Probably the only subfield of Computer Science, maybe even academic research in general, where citations number is the most poor metric of paper quality. The whole situation is more akin to mass media reporting the same breakthrough in cancer cure research (in mice).

charcircuit · on March 5, 2023

These tweet counts are not accurate. I searched for one with 0 tweets and found plenty of tweets mentioning it.

zavrel · on March 6, 2023

That's right, we only counted the tweets for arXiv papers (base on URL), not for the other publication venues. Looking into how to improve that.

zavrel · on March 6, 2023

More discussion around this post on twitter:

https://twitter.com/ZetaVector/status/1631590029926494211?s=...

bryanrasmussen · on March 5, 2023

It looks like it might be more interesting on what industries or problem domains those most cited AI papers were focused.

choppaface · on March 5, 2023

According to Fig 3, Google was that most-cited problem domain. The most cited papers are for Google problems. You must have Google money and compute to achieve top-cited research.

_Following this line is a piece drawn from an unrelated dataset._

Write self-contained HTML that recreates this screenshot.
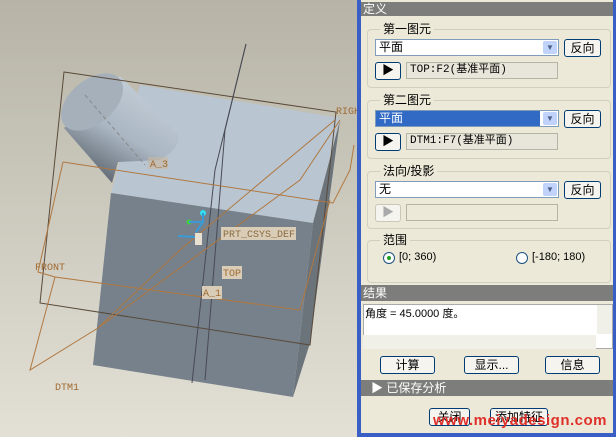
<!DOCTYPE html>
<html><head><meta charset="utf-8"><style>
*{margin:0;padding:0;box-sizing:border-box}
body{width:616px;height:437px;overflow:hidden;position:relative;font-family:"Liberation Sans","Noto Sans CJK SC",sans-serif;font-size:12px;background:#d8d5c8}
.a{position:absolute}
#panel{left:357px;top:0;width:259px;height:437px;background:#3a5fc4}
#in{position:absolute;left:4px;top:0;width:252px;height:433px;background:#ece9d8}
.bar{position:absolute;left:0;width:252px;background:#7d7d7b;color:#fff;font-size:12px;line-height:14px;padding-left:2px}
.grp{position:absolute;left:6px;width:244px;border:1px solid #d0d0bf;border-radius:4px}
.lbl{position:absolute;background:#ece9d8;padding:0 3px;font-size:12px;line-height:14px;color:#000}
.sel{position:absolute;height:17px;background:#fff;border:1px solid #7f9db9;font-size:12px;line-height:15px;padding-left:3px}
.dd{position:absolute;right:1px;top:1px;width:14px;height:13px;background:#c1d3fb;border-radius:2px;color:#4d6185;font-size:8px;text-align:center;line-height:13px}
.btn{position:absolute;height:18px;border:1px solid #003c74;border-radius:3px;background:#f5f4ef;font-size:12px;line-height:16px;text-align:center}
.fld{position:absolute;height:17px;border:1px solid #b5b5a5;background:#e8e6da;font-size:11px;line-height:15px;padding-left:3px;font-family:"Liberation Mono","Noto Sans CJK SC",monospace}
</style></head><body>
<svg class="a" style="left:0;top:0" width="357" height="437">
<defs>
<linearGradient id="bg" x1="0" y1="0" x2="0" y2="1"><stop offset="0" stop-color="#b7b4a7"/><stop offset="1" stop-color="#e3e0d6"/></linearGradient>
<linearGradient id="cyl" x1="0" y1="1" x2="0.6" y2="0"><stop offset="0" stop-color="#3f4750"/><stop offset="0.55" stop-color="#aab6c2"/><stop offset="1" stop-color="#c4ced8"/></linearGradient>
</defs>
<rect width="357" height="437" fill="url(#bg)"/>
<polygon points="120,161 140,85 340,118 313,223 111,193" fill="#b9c6d2"/>
<polygon points="313,223 340,120 310,343 293,397" fill="#6b737b"/>
<polygon points="111,193 313,223 293,397 93,365" fill="#76818b"/>
<path d="M64,128 L112,183 L118,162 L160,160 C178,150 182,138 176,132 L120,76 Z" fill="url(#cyl)"/>
<ellipse cx="92" cy="102" rx="36" ry="22" transform="rotate(-40 92 102)" fill="#a5b0bb"/>
<g fill="none" stroke-width="1">
<polygon points="64,72 336,112 310,345 40,303" stroke="#5a4a3a"/>
<path d="M246,44 L215,170 L192,383" stroke="#4a4a55"/>
<path d="M246,44 L225,130 L205,380" stroke="#4a4a55"/>
<path d="M63,162 L333,203 L350,170 L354,145 M63,162 L38,272 L55,277 L300,310 L330,200 M55,277 L30,370 L98,328 L180,250 L335,120" stroke="#b07840"/>
<path d="M98,328 L300,180 L340,120" stroke="#b07840"/>
<path d="M85,95 L145,165" stroke="#888" stroke-dasharray="4,3"/>
</g>
<g font-family="Liberation Mono,monospace" font-size="10" fill="#a06a30">
<rect x="148" y="157" width="20" height="12" fill="#c9b8a0" opacity=".6"/><text x="150" y="167">A_3</text>
<text x="336" y="114">RIGH</text>
<text x="35" y="270">FRONT</text>
<text x="55" y="390">DTM1</text>
<rect x="221" y="227" width="75" height="13" fill="#d9cdb8"/><text x="223" y="237" fill="#8a6a40">PRT_CSYS_DEF</text>
<rect x="222" y="266" width="20" height="13" fill="#d9cdb8"/><text x="223" y="276">TOP</text>
<rect x="202" y="286" width="20" height="13" fill="#d9cdb8"/><text x="203" y="296">A_1</text>
</g>
<circle cx="203" cy="213" r="3" fill="#30e0f0"/><circle cx="189" cy="222" r="2.5" fill="#40d040"/>
<path d="M189,222 L203,222 L203,213 M203,222 L196,232 M195,237 L178,236" stroke="#3a9ad8" stroke-width="2" fill="none"/>
<rect x="195" y="233" width="7" height="12" fill="#e8e0d0"/>
</svg>
<div id="panel" class="a"><div id="in">
<div class="bar" style="top:2px;height:14px">定义</div>
<div class="grp" style="top:29px;height:59px"></div>
<div class="lbl" style="left:19px;top:22px">第一图元</div>
<div class="sel" style="left:14px;top:39px;width:184px">平面<div class="dd">▼</div></div>
<div class="btn" style="left:203px;top:39px;width:37px">反向</div>
<div class="btn" style="left:14px;top:62px;width:26px;line-height:15px">▶</div>
<div class="fld" style="left:45px;top:62px;width:152px">TOP:F2(基准平面)</div>
<div class="grp" style="top:100px;height:59px"></div>
<div class="lbl" style="left:19px;top:93px">第二图元</div>
<div class="sel" style="left:14px;top:110px;width:184px;background:#fff"><span style="display:block;width:164px;height:15px;margin-left:-3px;padding-left:3px;background:#316ac5;color:#fff">平面</span><div class="dd">▼</div></div>
<div class="btn" style="left:203px;top:110px;width:37px">反向</div>
<div class="btn" style="left:14px;top:133px;width:26px;line-height:15px">▶</div>
<div class="fld" style="left:45px;top:133px;width:152px">DTM1:F7(基准平面)</div>
<div class="grp" style="top:171px;height:58px"></div>
<div class="lbl" style="left:19px;top:164px">法向/投影</div>
<div class="sel" style="left:14px;top:181px;width:184px">无<div class="dd">▼</div></div>
<div class="btn" style="left:203px;top:181px;width:37px">反向</div>
<div class="btn" style="left:14px;top:204px;width:26px;border-color:#c9c7ba;color:#aaa;line-height:15px">▶</div>
<div class="fld" style="left:45px;top:204px;width:152px;background:#ece9d8"></div>
<div class="grp" style="top:240px;height:43px"></div>
<div class="lbl" style="left:19px;top:233px">范围</div>
<div class="a" style="left:22px;top:252px;width:12px;height:12px;border:1px solid #1c5180;border-radius:50%;background:#fff"><div style="margin:3px;width:4px;height:4px;border-radius:50%;background:#21a121"></div></div>
<div class="a" style="left:38px;top:251px;font-size:11px">[0; 360)</div>
<div class="a" style="left:155px;top:252px;width:12px;height:12px;border:1px solid #1c5180;border-radius:50%;background:#fff"></div>
<div class="a" style="left:171px;top:251px;font-size:11px">[-180; 180)</div>
<div class="bar" style="top:285px;height:16px;line-height:16px">结果</div>
<div class="a" style="left:2px;top:304px;width:250px;height:45px;background:#fff;border:1px solid #aaa"></div>
<div class="a" style="left:4px;top:305px;font-size:11px">角度 = 45.0000 度。</div>
<div class="a" style="left:2px;top:335px;width:233px;height:14px;background:#f0efe8"></div>
<div class="a" style="left:236px;top:305px;width:15px;height:29px;background:#f0efe8"></div>
<div class="btn" style="left:19px;top:356px;width:55px">计算</div>
<div class="btn" style="left:103px;top:356px;width:55px">显示...</div>
<div class="btn" style="left:184px;top:356px;width:55px">信息</div>
<div class="bar" style="top:380px;height:16px;line-height:16px;padding-left:10px">▶ 已保存分析</div>
<div class="btn" style="left:68px;top:408px;width:41px">关闭</div>
<div class="btn" style="left:129px;top:408px;width:58px">添加特征</div>
<div class="a" style="left:72px;top:412px;font-size:15px;font-weight:bold;color:#e0302a;letter-spacing:.5px">www.meiyadesign.com</div>
</div></div>
</body></html>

TchoBeer · on March 6, 2023

Not sure why this is being downvoted, this is my takeaway too. The cutting edge of AI requires extreme computing resources, the likes of which a few universities and private companies have and doesn't really exist outside of that. Obviously not all cutting edge resources requires petaflops of compute, but much of the happening-now does, and that means that the few players with those kinds of resources will dictate what research is getting done.

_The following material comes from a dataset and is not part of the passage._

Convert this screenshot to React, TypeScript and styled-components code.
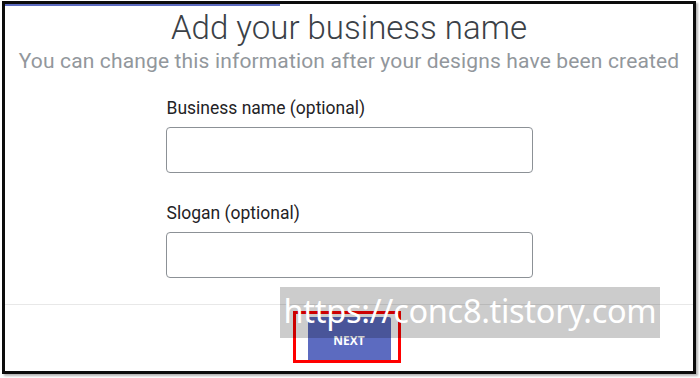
import React from "react";
import styled, { createGlobalStyle } from "styled-components";

const GlobalStyle = createGlobalStyle`
  html, body {
    margin: 0;
    padding: 0;
    background: #ffffff;
  }
  body {
    width: 700px;
    height: 378px;
    overflow: hidden;
    font-family: Roboto, "Noto Sans", "Liberation Sans", sans-serif;
  }
`;

const App = () => {
  return (
    <>
      <GlobalStyle />
      <Page>
        <Frame>
          <Progress>
            <ProgressFill style={{ width: "40%" }} />
          </Progress>
          <Content>
            <Title>Add your business name</Title>
            <Subtitle>
              You can change this information after your designs have been created
            </Subtitle>
            <Form>
              <Field>
                <Label>Business name (optional)</Label>
                <Input type="text" />
              </Field>
              <Field>
                <Label>Slogan (optional)</Label>
                <Input type="text" />
              </Field>
            </Form>
          </Content>
          <Footer>
            <NextButton>NEXT</NextButton>
          </Footer>
        </Frame>
        <Highlight />
        <Watermark>https://conc8.tistory.com</Watermark>
      </Page>
    </>
  );
};

const Page = styled.div`
  position: relative;
  width: 700px;
  height: 378px;
  padding: 1px 0 0 2px;
  box-sizing: border-box;
`;

const Frame = styled.div`
  width: 694px;
  height: 373px;
  box-sizing: border-box;
  border: 3px solid #0c0c0c;
  box-shadow: 2px 2px 2px #b5b5b5;
  background: #ffffff;
  display: flex;
  flex-direction: column;
  overflow: hidden;
`;

const Progress = styled.div`
  height: 2px;
  width: 100%;
  background: #ffffff;
`;

const ProgressFill = styled.div`
  height: 100%;
  background: #5c6bc0;
`;

const Content = styled.div`
  display: flex;
  flex-direction: column;
  align-items: center;
  flex: 1;
`;

const Title = styled.h1`
  margin: 2px 0 0;
  font-family: Roboto, "Liberation Sans", sans-serif;
  font-weight: 300;
  font-size: 33px;
  line-height: 40px;
  color: #3b4147;
`;

const Subtitle = styled.p`
  margin: 1px 0 0;
  font-family: Roboto, "Liberation Sans", sans-serif;
  font-weight: 400;
  font-size: 21px;
  line-height: 24px;
  letter-spacing: 0.15px;
  color: #92979c;
  white-space: nowrap;
`;

const Form = styled.div`
  width: 367px;
  display: flex;
  flex-direction: column;
  gap: 30px;
  margin-top: 25px;
`;

const Field = styled.div`
  display: flex;
  flex-direction: column;
  gap: 9px;
`;

const Label = styled.label`
  font-family: Roboto, "Liberation Sans", sans-serif;
  font-size: 17.5px;
  line-height: 20px;
  color: #1f2326;
  padding-left: 1px;
`;

const Input = styled.input`
  width: 100%;
  height: 46px;
  box-sizing: border-box;
  border: 1px solid #8c9196;
  border-radius: 4px;
  background: #ffffff;
  font-size: 16px;
  padding: 0 12px;
  outline: none;
`;

const Footer = styled.div`
  border-top: 1px solid #e8e8e8;
  height: 67px;
  display: flex;
  justify-content: center;
  padding-top: 12px;
  box-sizing: border-box;
`;

const NextButton = styled.button`
  width: 83px;
  height: 45px;
  border: none;
  border-radius: 2px;
  background: #5c6bc0;
  color: #ffffff;
  font-family: "Open Sans", "Liberation Sans", sans-serif;
  font-weight: 700;
  font-size: 12px;
  padding-top: 2px;
`;

const Highlight = styled.div`
  position: absolute;
  left: 293px;
  top: 311px;
  width: 108px;
  height: 52px;
  box-sizing: border-box;
  border: 3px solid #ff0000;
`;

const Watermark = styled.div`
  position: absolute;
  left: 280px;
  top: 287px;
  width: 380px;
  height: 51px;
  background: rgba(0, 0, 0, 0.2);
  color: #ffffff;
  font-family: "Noto Sans", "Open Sans", sans-serif;
  font-size: 32.5px;
  line-height: 48px;
  text-align: center;
  white-space: nowrap;
  letter-spacing: -0.3px;
`;

export default App;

panabee · on March 5, 2023

very useful but flawed.

the list biases against papers published later in the year.

this is a problem raised by openai and brain researchers: https://twitter.com/_jasonwei/status/1631935794301771777

zavrel · on March 6, 2023

Citations are of course only a distant proxy for real world impact. What would you recommend as a better early indicator? We also looked at Tweet count, but that seems more biased towards marketing and hype, and in fact does not even correlate very well with citation count.

SequoiaHope · on March 6, 2023

Also the post conflates citations with impact. Citations is a measure of popularity, but impact is subjective. Which has more impact: stable diffusion or research that can better diagnose cancer? The answer to that could be argued either way.

drdunce · on March 6, 2023

Far more from industry than academia.